Jerusalem — In theory, nothing about the program dubbed ELIACH (Educational Linkage Approach in Cultural Heritage) is unusual. In essence, it’s an ongoing course and educational tool kit created by some of the Mediterranean region’s most renowned conservationists, archeologists, historical architects and other experts who are united in their passion for preserving the past.
What is exceptional about ELIACH and its Euromed Heritage 4 project, however, is its audience: teenagers from Israel, Turkey, Greece, Malta and Jordan, who over the past two years have become eager students studying what erodes or destroys physical heritage and recognizing the techniques that can help save history for future generations to enjoy.
“People always say that teenagers aren’t interested in cultural heritage but I don’t understand why a young person would not be interested in his or her heritage,” said Alexandra Camilleri, 17, a student from the University of Malta Junior College High School, who recently spent a week in Jordan with nine other Maltese students studying heritage sites there.
While getting young people turned onto heritage preservation might be the main aim of ELAICH, an equally important aspect of the program is that it unites young people from across the region — even those from countries with less than optimal diplomatic relations — in a shared enthusiasm for history regardless of whose history it might be or where the actual heritage site is located.
“It is important for us to know about the history of other nations,” observed another Maltese student, Martina Bugelli. “I am not so interested in archaeology, but this should not prevent me from learning about ancient civilizations.
“History does not belong to a certain country; it is a world heritage and I think that everyone should learn how past generations lived,” added Bugelli during a visit to Jordan’s most well-known heritage site, the 2,000 year old Nabatean city of Petra. “It’s a unique and irreplaceable landmark that belongs to all of us, to all humanity, and we must try to preserve and protect it for as long as we can.”
“Learning about history is much more important than having fun,” declared Yara Hamarney, a 16-year-old Jordanian, who joined the Maltese students at Amman’s historic citadel and archeological museum to study the elements that have eroded the site over the last few thousand years. “It is important for us to think about what has happened before because then we might be able to know what will happen in the future.”
“This is a unique opportunity to encourage international intercultural dialogue between course participants in the field of cultural heritage protection,” said Dr.

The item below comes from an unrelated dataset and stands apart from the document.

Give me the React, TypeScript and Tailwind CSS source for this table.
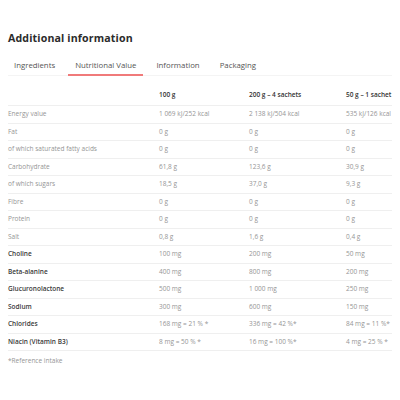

Anna Lobovikov-Katz, a senior lecturer and researcher at Haifa’s Technion, Israel Institute of Technology. She is the brainchild behind ELAICH and is its current coordinator.
She explained that while the knowledge and tools used to preserve cultural heritage have greatly improved in recent years, public awareness of the importance of historical sites is still very low. In a region rich with historic monuments, failure to address this could lead to cultural heritage sites disappearing.
Along with regional partners Professor Antonia Moropoulou, vice-rector at the National Technical University of Athens; Professor Rene Van Grieken at the University of Antwerp; Professor Guido Biscontin at Ca’foscari University of Venice; and Professor JoAnn Cassar, University of Malta, Lobovikov-Katz hopes that instilling a love for cultural heritage in young people will also address the challenge of preservation and conservation across the region.
The course’s pilot program ran in Israel late last year with a group of ninth graders from the Reali High School in Haifa. Together with her assistant, master’s student Asya Natapov, Lobovikov-Katz introduced the students to concepts such as understanding the deterioration process, working with conservation materials and recognizing practical techniques for preservation.
The group was also taken on in-situ field visits to historic sites in northern Israel, including the ancient synagogue in Tiberius and the natural springs in Hamat Gadera on the Golan Heights.
“At the end of the course, one of the students told me that even though she had been to Tiberius many times, she did not really pay much attention to the small building at the end of the promenade but afterwards, she told me ‘I now realize how important it is,’” recalled Lobovikov-Katz of the course, which ended in January this year.
“This is an interdisciplinary program and it teaches students to realize how everything works together in conservation of cultural heritage,” she added, explaining “there is no chemistry without archeology and no history without biology; conservation pulls all these elements together.”
With the courses now complete, Lobovikov-Katz and the program’s other partners are busy trying to tighten the package and prepare it as a module to hopefully be adopted as part of the high school curriculum in each country, allowing all teenagers to be exposed to their cultural heritage and grasp a basic understanding of historic conservation.
In Israel, Dr. Michael Grunzveig, inspector of the Land of Israel and Archeological studies in the Education Ministry, said he is already exploring the opportunity of making conservation and renovation of heritage sites part of the national curriculum.
“We are planning to promote this option and integrate it in the learning program over the next few years,” he said, adding “hopefully it will eventually become a separate unit where students can create projects and assignments on the subject.”
“We do not expect students to become professionals in the fields of preservation, conservation, archeology or architecture,” explained Lobovikov-Katz. “But we hope this course will give them a basic theoretical knowledge so they can understand and appreciate what exactly cultural heritage is.”